Combat should be incredibly difficult if they go in guns blazing, but perhaps not impossible when things go completely pear shaped. But if you do get the situation right it should be relatively easy to take a guard out. Just throwing numbers around. If your normal attack does 2 damage, but an attack from stealth deals 5. Attacks from stealth when the enemy is distracted because your ally did something deal 10. Attacks from stealth when the enemy is distracted and you are adjacent to them deal 15.

Essentially the combat -as much as it is- should be designed so that the goal is to stay in stealth (the stealth boost), work as a team (the distracted boost), with a bit of a benefit for making the risky play (the adjacent boost).

Focus on that sort of thing above all else.

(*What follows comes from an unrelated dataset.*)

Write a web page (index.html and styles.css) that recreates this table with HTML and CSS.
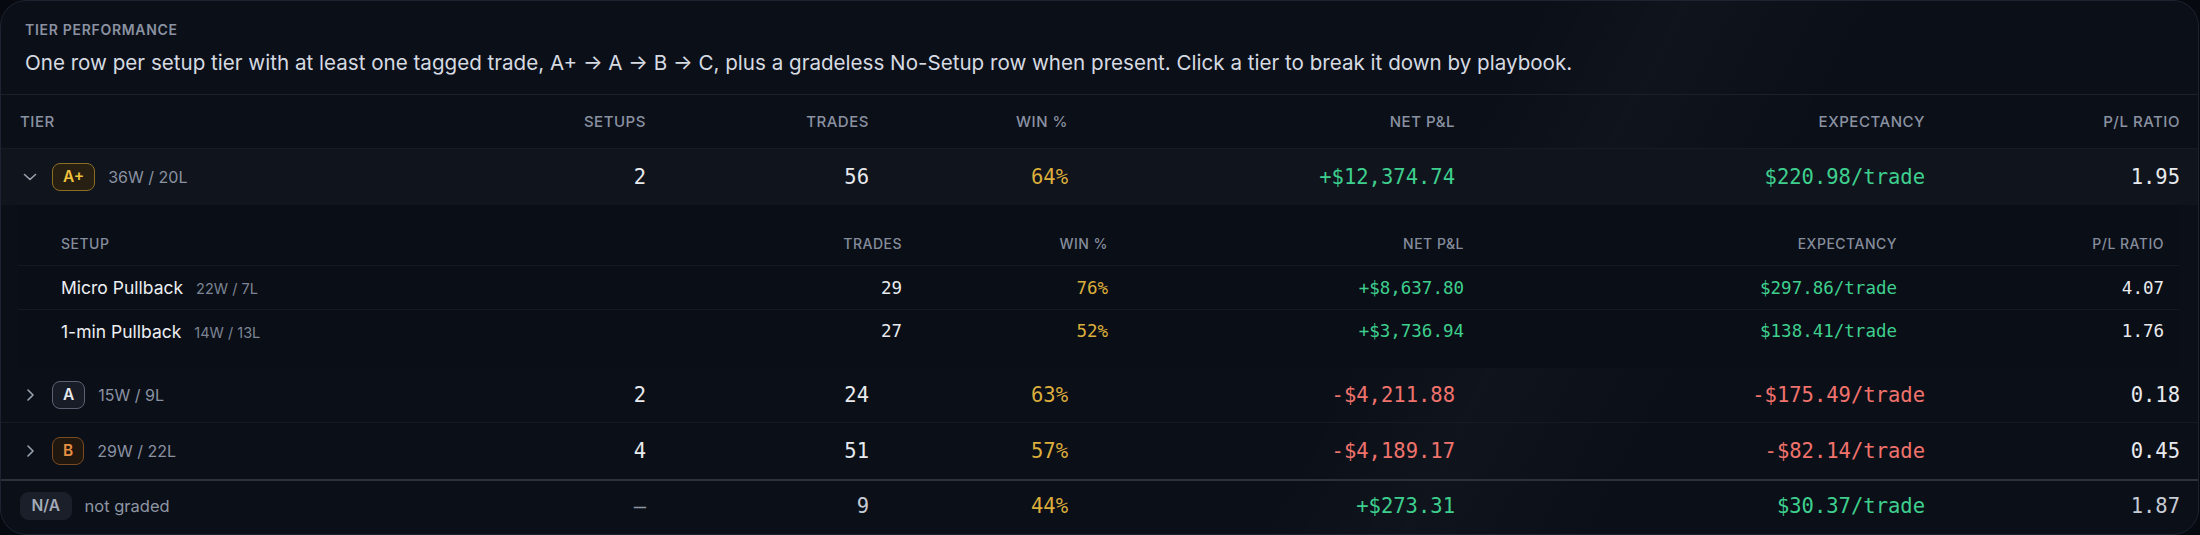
FILE: index.html
```html
<!DOCTYPE html>
<html lang="en">
<head>
<meta charset="utf-8">
<title>Tier Performance</title>
<link rel="stylesheet" href="styles.css">
</head>
<body>
<div class="card">
  <div class="card-head">
    <div class="eyebrow">Tier Performance</div>
    <p class="desc">One row per setup tier with at least one tagged trade, A+ → A → B → C, plus a gradeless No-Setup row when present. Click a tier to break it down by playbook.</p>
  </div>

  <div class="row head">
    <div class="left">Tier</div>
    <div>Setups</div>
    <div>Trades</div>
    <div>Win %</div>
    <div>Net P&amp;L</div>
    <div>Expectancy</div>
    <div>P/L Ratio</div>
  </div>

  <div class="row tier-row open">
    <div class="tier-cell">
      <svg class="chev" viewBox="0 0 16 16" width="16" height="16"><path d="M2.5 5.5 L8 10.5 L13.5 5.5" /></svg>
      <span class="badge b-aplus">A+</span>
      <span class="wl">36W / 20L</span>
    </div>
    <div class="num">2</div>
    <div class="num">56</div>
    <div class="num amber">64%</div>
    <div class="num green">+$12,374.74</div>
    <div class="num green">$220.98/trade</div>
    <div class="num">1.95</div>
  </div>

  <div class="sub">
    <div class="srow shead">
      <div class="left">Setup</div>
      <div>Trades</div>
      <div>Win %</div>
      <div>Net P&amp;L</div>
      <div>Expectancy</div>
      <div>P/L Ratio</div>
    </div>
    <div class="srow sline">
      <div class="setup"><span class="sname">Micro Pullback</span><span class="swl">22W / 7L</span></div>
      <div class="snum">29</div>
      <div class="snum amber">76%</div>
      <div class="snum green">+$8,637.80</div>
      <div class="snum green">$297.86/trade</div>
      <div class="snum">4.07</div>
    </div>
    <div class="srow sline last">
      <div class="setup"><span class="sname">1-min Pullback</span><span class="swl">14W / 13L</span></div>
      <div class="snum">27</div>
      <div class="snum amber">52%</div>
      <div class="snum green">+$3,736.94</div>
      <div class="snum green">$138.41/trade</div>
      <div class="snum">1.76</div>
    </div>
  </div>

  <div class="row tier-row bordered">
    <div class="tier-cell">
      <svg class="chev" viewBox="0 0 16 16" width="16" height="16"><path d="M6 3 L11 8 L6 13" /></svg>
      <span class="badge b-a">A</span>
      <span class="wl">15W / 9L</span>
    </div>
    <div class="num">2</div>
    <div class="num">24</div>
    <div class="num amber">63%</div>
    <div class="num red">-$4,211.88</div>
    <div class="num red">-$175.49/trade</div>
    <div class="num">0.18</div>
  </div>

  <div class="row tier-row">
    <div class="tier-cell">
      <svg class="chev" viewBox="0 0 16 16" width="16" height="16"><path d="M6 3 L11 8 L6 13" /></svg>
      <span class="badge b-b">B</span>
      <span class="wl">29W / 22L</span>
    </div>
    <div class="num">4</div>
    <div class="num">51</div>
    <div class="num amber">57%</div>
    <div class="num red">-$4,189.17</div>
    <div class="num red">-$82.14/trade</div>
    <div class="num">0.45</div>
  </div>

  <div class="row na-row">
    <div class="tier-cell">
      <span class="badge b-na">N/A</span>
      <span class="wl na-text">not graded</span>
    </div>
    <div class="num dim">–</div>
    <div class="num soft">9</div>
    <div class="num amber">44%</div>
    <div class="num green">+$273.31</div>
    <div class="num green">$30.37/trade</div>
    <div class="num soft">1.87</div>
  </div>
</div>
</body>
</html>
```

FILE: styles.css
```css
html, body {
  margin: 0;
  padding: 0;
  background: #06090f;
}

body {
  font-family: Inter, "Noto Sans", "Liberation Sans", sans-serif;
  color: #e6e8ec;
}

.card {
  box-sizing: border-box;
  width: 2199px;
  height: 535px;
  border: 1px solid #1d2330;
  border-radius: 26px;
  background:
    linear-gradient(118deg, rgba(255,255,255,0) 62%, rgba(255,255,255,0.02) 68%, rgba(255,255,255,0) 76%),
    #0b0f18;
  overflow: hidden;
}

.card-head {
  padding: 20px 24px 17px;
  border-bottom: 1px solid #1b212c;
}

.eyebrow {
  font-size: 14px;
  line-height: 18px;
  font-weight: 600;
  letter-spacing: 0.05em;
  text-transform: uppercase;
  color: #8a92a1;
}

.desc {
  margin: 10px 0 0;
  font-size: 20.6px;
  line-height: 28px;
  color: #d6dae1;
}

.row {
  display: grid;
  grid-template-columns: 446px 180px 223px 199px 387px 470px 255px;
  padding: 0 18px 0 19px;
  align-items: center;
  box-sizing: border-box;
}

.row > div {
  text-align: right;
  white-space: nowrap;
}

.row > div.left,
.row > div.tier-cell {
  text-align: left;
}

.head {
  height: 54px;
  font-size: 15px;
  font-weight: 500;
  letter-spacing: 0.035em;
  text-transform: uppercase;
  color: #8a92a2;
  border-bottom: 1px solid #161b26;
}

.tier-row {
  height: 56px;
}

.tier-row.open {
  background: #10141d;
}

.tier-row.bordered {
  height: 55px;
  border-bottom: 1px solid #151a24;
}

.na-row {
  height: 54px;
  border-top: 2px solid #2b323e;
  padding-bottom: 2px;
}

.tier-cell {
  display: flex;
  align-items: center;
}

.chev {
  width: 16px;
  height: 16px;
  margin-left: 2px;
  margin-right: 14px;
  fill: none;
  stroke: #9aa2b0;
  stroke-width: 1.6;
  stroke-linecap: round;
  stroke-linejoin: round;
}

.badge {
  display: inline-flex;
  align-items: center;
  box-sizing: border-box;
  height: 28px;
  padding: 0 10px;
  border-radius: 8px;
  border: 1.5px solid transparent;
  font-size: 15.5px;
  font-weight: 600;
  line-height: 1;
}

.b-aplus {
  border-color: #8a6e22;
  background: #272012;
  color: #f1c23d;
}

.b-a {
  border-color: #5a6272;
  background: #171c27;
  color: #e6e8ec;
}

.b-b {
  border-color: #7a4a23;
  background: #20170f;
  color: #e58f42;
}

.b-na {
  border-color: #1a1f29;
  background: #1a1f29;
  color: #a3abb8;
  padding: 0 10.5px;
}

.wl {
  margin-left: 13px;
  font-size: 16px;
  color: #8a92a1;
}

.na-text {
  font-size: 16.5px;
  color: #8e96a4;
}

.num {
  font-family: "DejaVu Sans Mono", "Liberation Mono", monospace;
  font-size: 20.5px;
  color: #e8eaee;
}

.amber { color: #dcae3b !important; }
.green { color: #3ecf8e !important; }
.red { color: #f0726c !important; }
.dim { color: #8d95a2 !important; }
.soft { color: #c6cbd3 !important; }

.sub {
  margin: 0 19px 0 17px;
  padding: 16px 0;
  background: #0a0e16;
}

.srow {
  display: grid;
  grid-template-columns: 639px 202px 206px 356px 433px 267px;
  align-items: center;
  box-sizing: border-box;
  padding: 0 14px 0 43px;
}

.srow > div {
  text-align: right;
  white-space: nowrap;
}

.srow > div.left,
.srow > div.setup {
  text-align: left;
}

.shead {
  height: 44px;
  font-size: 14px;
  font-weight: 500;
  letter-spacing: 0.035em;
  text-transform: uppercase;
  color: #858d9c;
}

.sline {
  height: 44px;
  border-top: 1px solid #141923;
}

.sline.last {
  height: 43px;
}

.setup {
  display: flex;
  align-items: baseline;
}

.sname {
  font-size: 17.5px;
  color: #eceef2;
}

.swl {
  margin-left: 13px;
  font-size: 14.5px;
  color: #7d8595;
}

.snum {
  font-family: "DejaVu Sans Mono", "Liberation Mono", monospace;
  font-size: 17.5px;
  color: #e8eaee;
}
```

After that, the last big thing is to make the actual stealth mission a puzzle for the players to figure out. It can't just be "roll stealth and walk up." This is all DM reliant though. But there has to be setting, and goals, and reasons for the characters to make multiple steps to get past the important stealth sections for it to be fun. For example, one of my games involved the players having to knock over a large cauldron of witch brew that would turn anyone who touched it into rabbits.

The cauldron was held up at three points. The guards were stationed around the room and marching in pre-determined patterns they players could observe. The players had to figure out a way to reach each of those three points and get them all to break at the same moment so the brew spills out over the guards without them touching it.

The players then had to move about unseen setting up how they would reach each of the three points (which worked because there were 3 players so each had a task to accomplish) and then each of them had to figure out an escape route to reach when the brew fell to get to safety and not touch it.

All it really took was a few stealth checks, some athletics checks for when they needed to rush, one sleight of hand check to make a noise to create a distraction so another player could try to reroll a failed stealth check. And some planning where to go. And the players had a lot of fun.